## Exercise
Please write out the material that follows, exactly as it stands.
---------- Source data
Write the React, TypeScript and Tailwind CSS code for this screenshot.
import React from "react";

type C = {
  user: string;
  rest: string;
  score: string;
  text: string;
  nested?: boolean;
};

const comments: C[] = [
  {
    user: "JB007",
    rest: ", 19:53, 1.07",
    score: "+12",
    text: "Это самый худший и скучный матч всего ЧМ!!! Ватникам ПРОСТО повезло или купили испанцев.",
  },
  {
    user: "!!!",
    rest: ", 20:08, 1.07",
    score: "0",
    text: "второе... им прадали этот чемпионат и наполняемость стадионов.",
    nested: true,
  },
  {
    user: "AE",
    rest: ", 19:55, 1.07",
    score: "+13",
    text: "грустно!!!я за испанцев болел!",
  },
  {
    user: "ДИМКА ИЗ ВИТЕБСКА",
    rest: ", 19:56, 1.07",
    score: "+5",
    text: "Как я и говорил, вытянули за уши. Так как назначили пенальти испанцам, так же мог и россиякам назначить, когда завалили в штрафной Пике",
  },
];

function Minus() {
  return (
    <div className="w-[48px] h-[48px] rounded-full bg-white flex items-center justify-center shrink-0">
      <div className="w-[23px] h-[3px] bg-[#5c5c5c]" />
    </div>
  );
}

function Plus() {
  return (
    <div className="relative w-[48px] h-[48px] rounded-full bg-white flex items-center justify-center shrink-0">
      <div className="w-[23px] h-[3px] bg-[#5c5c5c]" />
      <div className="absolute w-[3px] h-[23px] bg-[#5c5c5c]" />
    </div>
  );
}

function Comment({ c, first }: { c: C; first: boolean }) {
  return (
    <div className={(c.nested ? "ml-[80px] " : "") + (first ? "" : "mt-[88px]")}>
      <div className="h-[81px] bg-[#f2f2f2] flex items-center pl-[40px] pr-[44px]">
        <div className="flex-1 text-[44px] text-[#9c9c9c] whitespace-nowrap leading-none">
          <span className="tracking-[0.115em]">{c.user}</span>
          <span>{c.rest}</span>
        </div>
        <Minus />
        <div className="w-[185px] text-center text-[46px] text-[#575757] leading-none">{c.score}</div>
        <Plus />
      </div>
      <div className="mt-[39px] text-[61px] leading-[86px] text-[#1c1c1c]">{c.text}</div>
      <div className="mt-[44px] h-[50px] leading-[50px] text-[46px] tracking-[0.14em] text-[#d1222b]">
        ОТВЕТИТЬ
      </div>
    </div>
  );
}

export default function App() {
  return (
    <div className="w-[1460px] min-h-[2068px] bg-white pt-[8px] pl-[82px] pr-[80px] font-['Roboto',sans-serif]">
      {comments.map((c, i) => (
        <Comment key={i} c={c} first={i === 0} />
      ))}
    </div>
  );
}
--------------------
## Exercise result
Write the React, TypeScript and Tailwind CSS code for this screenshot.
import React from "react";

type C = {
  user: string;
  rest: string;
  score: string;
  text: string;
  nested?: boolean;
};

const comments: C[] = [
  {
    user: "JB007",
    rest: ", 19:53, 1.07",
    score: "+12",
    text: "Это самый худший и скучный матч всего ЧМ!!! Ватникам ПРОСТО повезло или купили испанцев.",
  },
  {
    user: "!!!",
    rest: ", 20:08, 1.07",
    score: "0",
    text: "второе... им прадали этот чемпионат и наполняемость стадионов.",
    nested: true,
  },
  {
    user: "AE",
    rest: ", 19:55, 1.07",
    score: "+13",
    text: "грустно!!!я за испанцев болел!",
  },
  {
    user: "ДИМКА ИЗ ВИТЕБСКА",
    rest: ", 19:56, 1.07",
    score: "+5",
    text: "Как я и говорил, вытянули за уши. Так как назначили пенальти испанцам, так же мог и россиякам назначить, когда завалили в штрафной Пике",
  },
];

function Minus() {
  return (
    <div className="w-[48px] h-[48px] rounded-full bg-white flex items-center justify-center shrink-0">
      <div className="w-[23px] h-[3px] bg-[#5c5c5c]" />
    </div>
  );
}

function Plus() {
  return (
    <div className="relative w-[48px] h-[48px] rounded-full bg-white flex items-center justify-center shrink-0">
      <div className="w-[23px] h-[3px] bg-[#5c5c5c]" />
      <div className="absolute w-[3px] h-[23px] bg-[#5c5c5c]" />
    </div>
  );
}

function Comment({ c, first }: { c: C; first: boolean }) {
  return (
    <div className={(c.nested ? "ml-[80px] " : "") + (first ? "" : "mt-[88px]")}>
      <div className="h-[81px] bg-[#f2f2f2] flex items-center pl-[40px] pr-[44px]">
        <div className="flex-1 text-[44px] text-[#9c9c9c] whitespace-nowrap leading-none">
          <span className="tracking-[0.115em]">{c.user}</span>
          <span>{c.rest}</span>
        </div>
        <Minus />
        <div className="w-[185px] text-center text-[46px] text-[#575757] leading-none">{c.score}</div>
        <Plus />
      </div>
      <div className="mt-[39px] text-[61px] leading-[86px] text-[#1c1c1c]">{c.text}</div>
      <div className="mt-[44px] h-[50px] leading-[50px] text-[46px] tracking-[0.14em] text-[#d1222b]">
        ОТВЕТИТЬ
      </div>
    </div>
  );
}

export default function App() {
  return (
    <div className="w-[1460px] min-h-[2068px] bg-white pt-[8px] pl-[82px] pr-[80px] font-['Roboto',sans-serif]">
      {comments.map((c, i) => (
        <Comment key={i} c={c} first={i === 0} />
      ))}
    </div>
  );
}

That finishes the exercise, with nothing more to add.